Alemania se reunificó bajó un solo sistema: el de la lógica del mercado. El entonces Canciller alemán Helmut Khol se vanaglorió: “Adam Smith ha triunfado sobre Carlos Marx”. La dama de hierro de Inglaterra, Margaret Thatcher, fue más clara aún: “No hay alternativa”. EEUU se convirtió en la potencia hegemónica indiscutida. No fue exagerado el dramatismo con el que Fidel Castro pintó la situación cuando con poética valentía dijo: “navegaremos solos en un océano de capitalismo”.
Pasados treinta años de los acontecimientos tenemos una interesante perspectiva. Aquel bloque de países comunistas le presentó un desafío al modelo capitalista que lo llevó a dar concesiones que se concretaron en los llamados Estados de Bienestar, construcciones sociales que el neoliberalismo viene tratando de desmantelar desde los años setenta. El capitalismo ha vuelto a tener los niveles de desigualdad que había alcanzado en el SXIX.

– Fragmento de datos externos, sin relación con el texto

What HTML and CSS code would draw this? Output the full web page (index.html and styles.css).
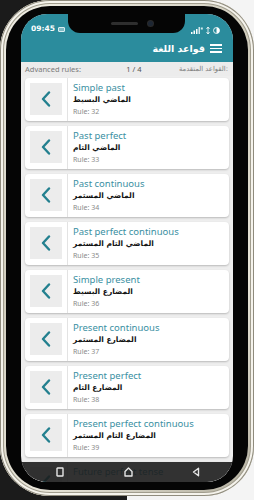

Los veintiséis más millonarios del mundo concentran la misma riqueza que la mitad de la humanidad (3500 millones de personas). Uno de ellos, Warren Buffett, no tuvo empacho en decir: "Está claro que hay una guerra de clases. Y es mi clase, la de los ricos, quien está ganando la guerra".
El capitalismo ya no derriba muros sino que los construye, no para frenar al comunismo sino para frenar a los pobres. Construye muros en las fronteras entre países como la de EEUU y México, o los construye en el interior de esos países alzando muros y alambrados y todo un arsenal de barreras.
Bajo los escombros del Muro de Berlín quedaron muchas esperanzas que ya en 1989 habían perdido su fuerza, pero las promesas que el neoliberalismo le hizo al mundo también han fracasado. Hay muchos muros que deben estar por caer.